Real estate in Summit County is hot right now – but will it last?
Why one Summit brokerage says now is the time to buy
Summit County’s real estate market was robust before the pandemic hit, but lately, the market has skyrocketed. With the current climate of potential buyers outbidding one another — and even offering much more than asking price — some people are wondering: Is this another housing bubble, like the one that burst during the last recession?
The brokers at Nelson Walley Real Estate in Silverthorne say it’s the complete opposite, and here’s why:
Housing supply is extremely limited
Supply and demand drives price, and for the last few years, there haven’t been many properties for sale.
Real estate supply is measured in what’s called “month’s supply of inventory.” It’s based on the number of homes currently listed, compared to the number of buyers in the market. A normal months’ supply is about 6 months. Anything above six months means it’s a buyers’ market and indicates that prices will soften; anything below six means a sellers’ market, where prices normally increase, said Debbie Nelson, broker and owner of Nelson Walley.
In Summit County, January 2021’s inventory of properties (not including land or commercial space) had less than a one month supply (0.9 months). And, homes under $1.5 million had only a half a month supply.
“Housing supply is at a historic low,” Nelson said. “Remember, if supply is low and demand is high, prices naturally increase.”
Housing demand is real
During the last recession, a number of factors led to the housing bubble.
“Much of that was driven by the mortgage industry, where mortgage money was made available to just about anyone,” commented Ned Walley, Nelson’s business partner.
The Mortgage Credit Availability Index, published by the Mortgage Bankers Association, puts the recession housing climate and our current real estate climate in perspective. The higher the index, the easier it is to obtain a mortgage, and vice versa.
Prior to the recession, the index stood just below 400. In 2006, the index hit an all-time high of over 868, and just about anyone could get a mortgage. Currently, the index is 122.5, well below even the pre-recession market.
“Today’s demand is very real,” Walley said. “Millennials are marrying and having children and therefore purchasing homes. COVID is causing a true urban exodus, which we are experiencing in Summit County.
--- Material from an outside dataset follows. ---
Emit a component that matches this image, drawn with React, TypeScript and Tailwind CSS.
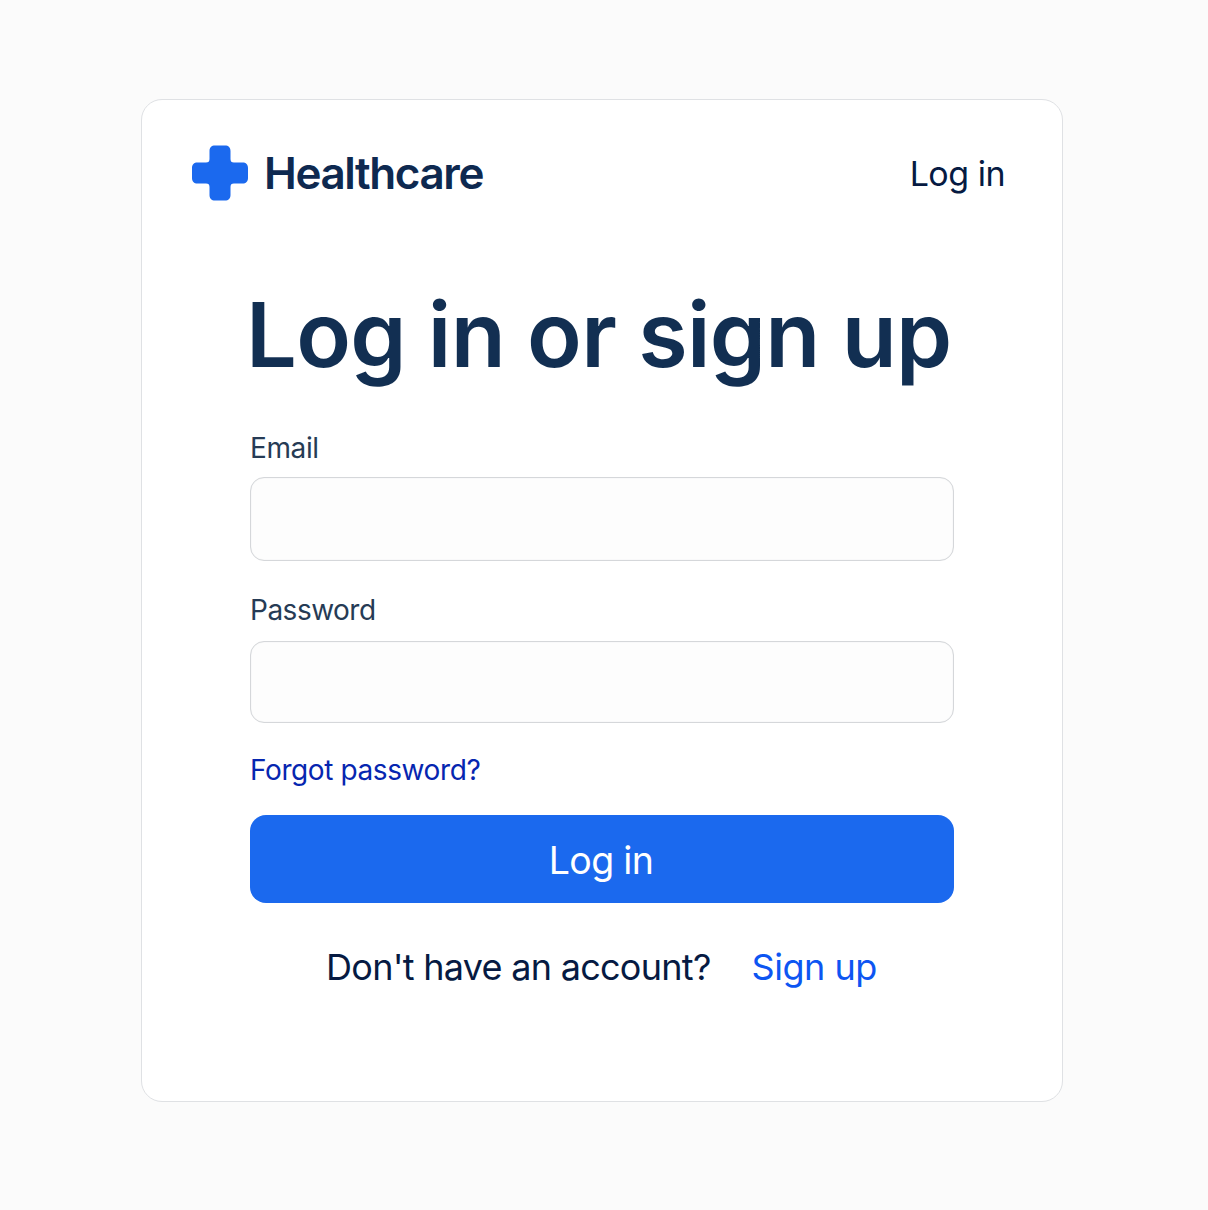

And Summit County is the perfect place — close to the city, yet out of the city. And, we have historically low mortgage rates while still maintaining strict borrowing guidelines — just ask anyone trying to get a mortgage loan.”
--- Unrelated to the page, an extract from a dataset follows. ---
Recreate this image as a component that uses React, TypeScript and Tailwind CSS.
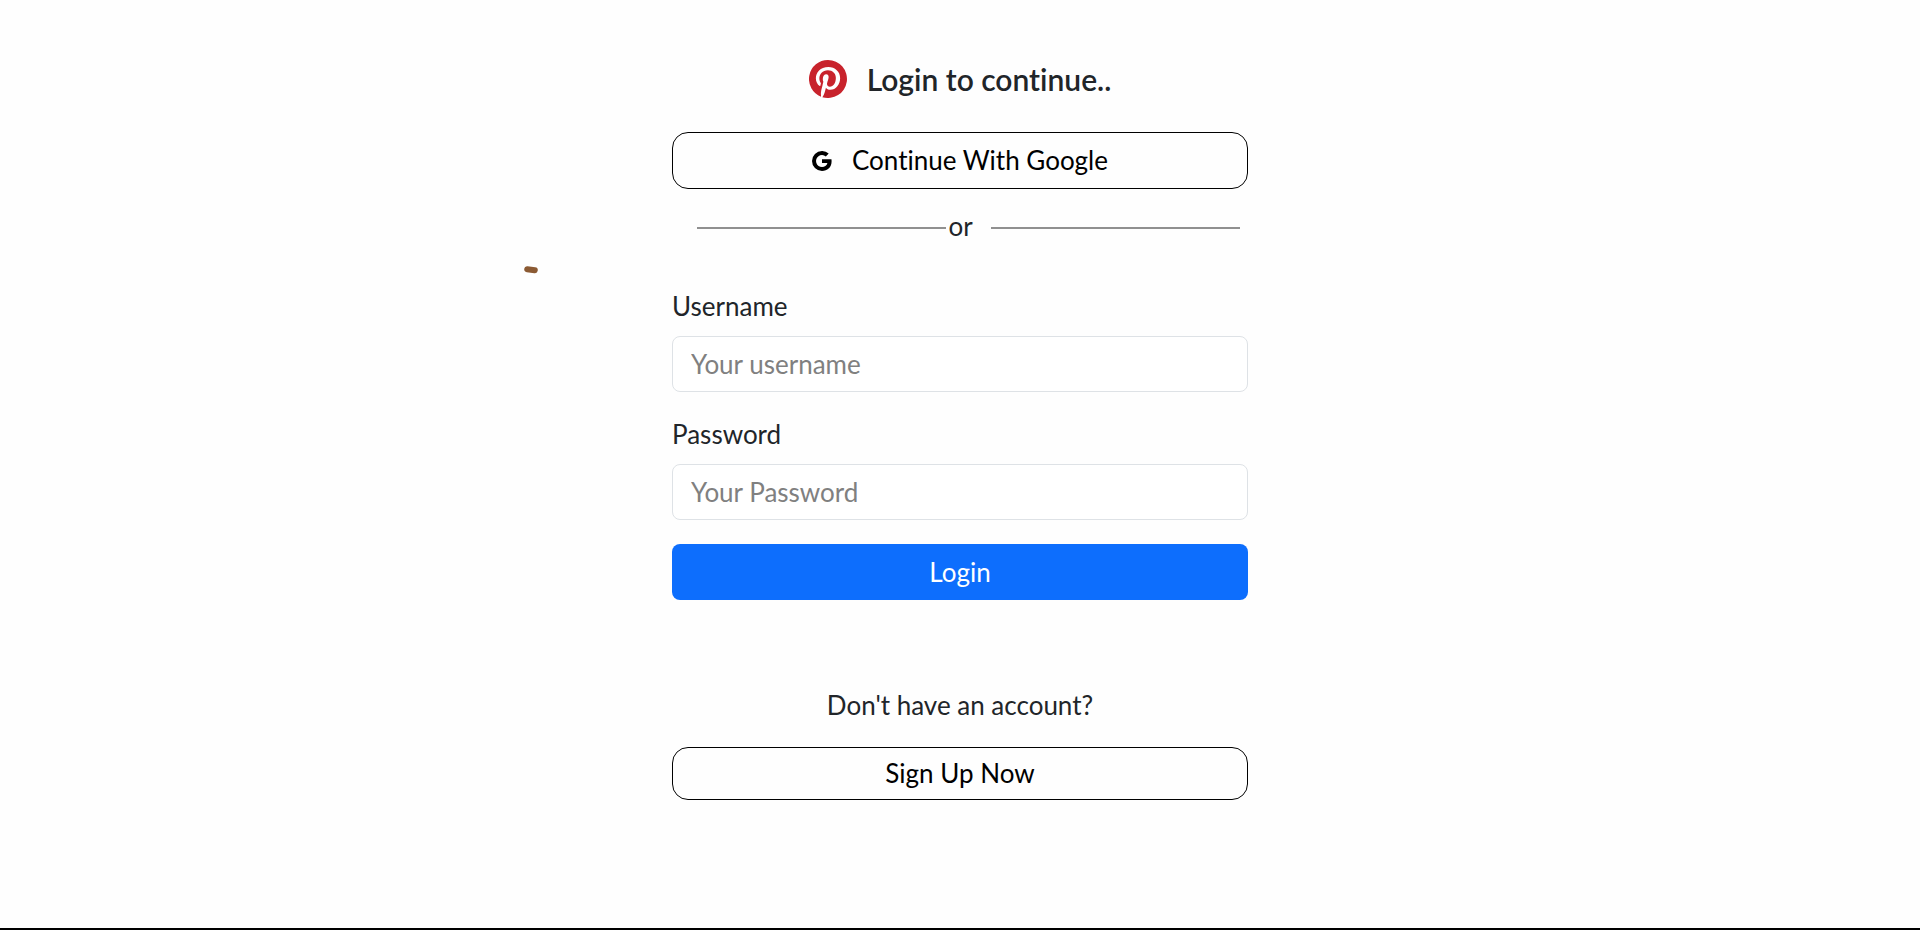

Households have plenty of equity
According to Nelson Walley Real Estate, Americans pulled out $824 billion in equity from 2005 through 2007.
“That left many homeowners with little or no equity in their homes at a critical time,” according to Walley.
When real estate values dropped, some homeowners were upside down: they owned more than the value of their property, and many defaulted, leading to a huge number of foreclosures.
“Today, the banks and the American people have shown they learned a valuable lesson from the housing crisis a little over a decade ago. Cash-out refinance volume over the last three years was less than a third of what it was compared to the three years leading up to the crash,” states Nelson.
When to buy
So, the question is: When should I buy? Realtors at Nelson Walley say the time is now.
Tyler Nelson specializes in working with first time homebuyers, and he understands their concerns first-hand. In 2017, he bought a two-bedroom condo at Silver Queen East in Wildernest, just as the market was strongly gaining after an approximately eight-year recession drop. At the time, he paid the highest anyone ever had for a two-bedroom Silver Queen East condo.
His big question, “Is this smart?” was answered pretty quickly: The average residential price housing index in Summit County was $587,866 in 2009. After dropping to an average of $492,621 in 2013, it steadily climbed to $686,314 in 2017. In 2020, the average was $903,385. His condo value has increased by about 25%, he said.
“The number one thing I would tell a first time home buyer is don’t wait,” he said. “I know it is a scary step, but you will see the long term benefit sooner than you think.”
“There’s always this fear — do I jump in,” Debbie Nelson said. “But you have to just bite the bullet and get started paying equity instead of paying someone’s mortgage.”
Some buyers are sitting on the sidelines, waiting for a downturn: “They seem to approach purchasing a home as if they are day trading, waiting for those drops to buy at the low point,” Tyler Nelson said. “Unfortunately, with how we see this market going, buyers with this mindset will miss out.”
With more people moving closer to nature and working from home, as well as the booming trend in millennial home buying, demand for mountain living is high. Add Summit County’s proximity to Denver and its low housing inventory, and it seems to be a perfect storm.
“There is a (buying) frenzy, but it is most definitely not a bubble,” said Ned Walley, a broker at Nelson Walley. “It’s a permanent, seismic shift. People are living where they play.”